I <del>did not have</del> <ins>may have had</ins> sexual relations with that woman.

Running Time
------------
Linear time and space for all cases.

The Algorithm
-------------
>To compare two files, it is usually convenient to take a line as the basic unit, although other units are possible, such as word, sentence, paragraph, or character. We approach the problem by finding similarities until only differences remain. We make two observations:

### Preliminary Observations ###
1. If a line occurs only once in each file, then it must be the *same* line, although it may have been moved.

    We use this observation to **locate** unaltered lines that we subsequently **exclude** from further treatment.

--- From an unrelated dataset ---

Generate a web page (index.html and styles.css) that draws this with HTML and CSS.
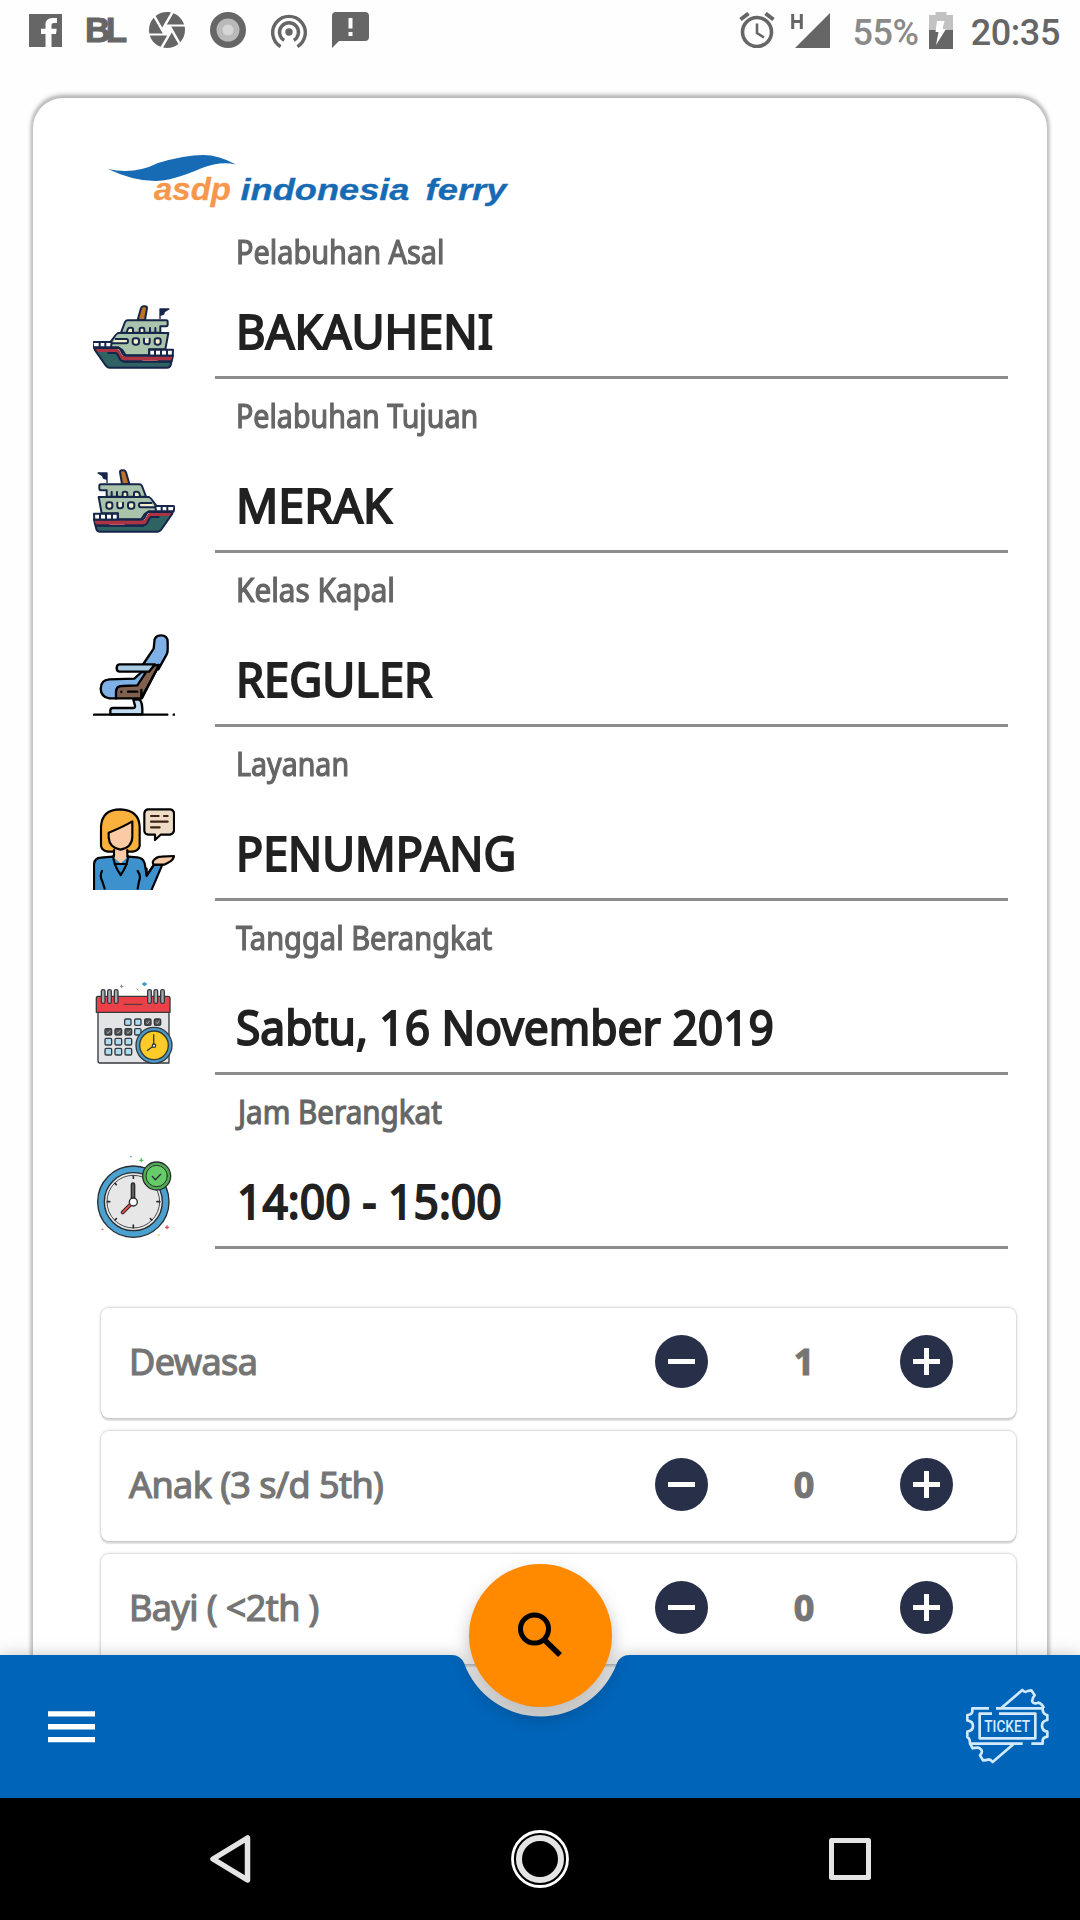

2. If a line has been found to be unaltered, and the lines immediately adjacent to it in both files are identical, then these lines must be the *same* line. This information can be used to find blocks of unchanged lines.

### Input, Output, and Data Structures ###

* Files:
    1. `O`, the old file
    2. `N`, the new file
* Symbol table:
    * `table`
* Arrays:
    1. `OA`
    2. `NA`

#### The Symbol Table `table` ####

Each `line` works as the key in the `table` look-up, i.e. as `table[line]`.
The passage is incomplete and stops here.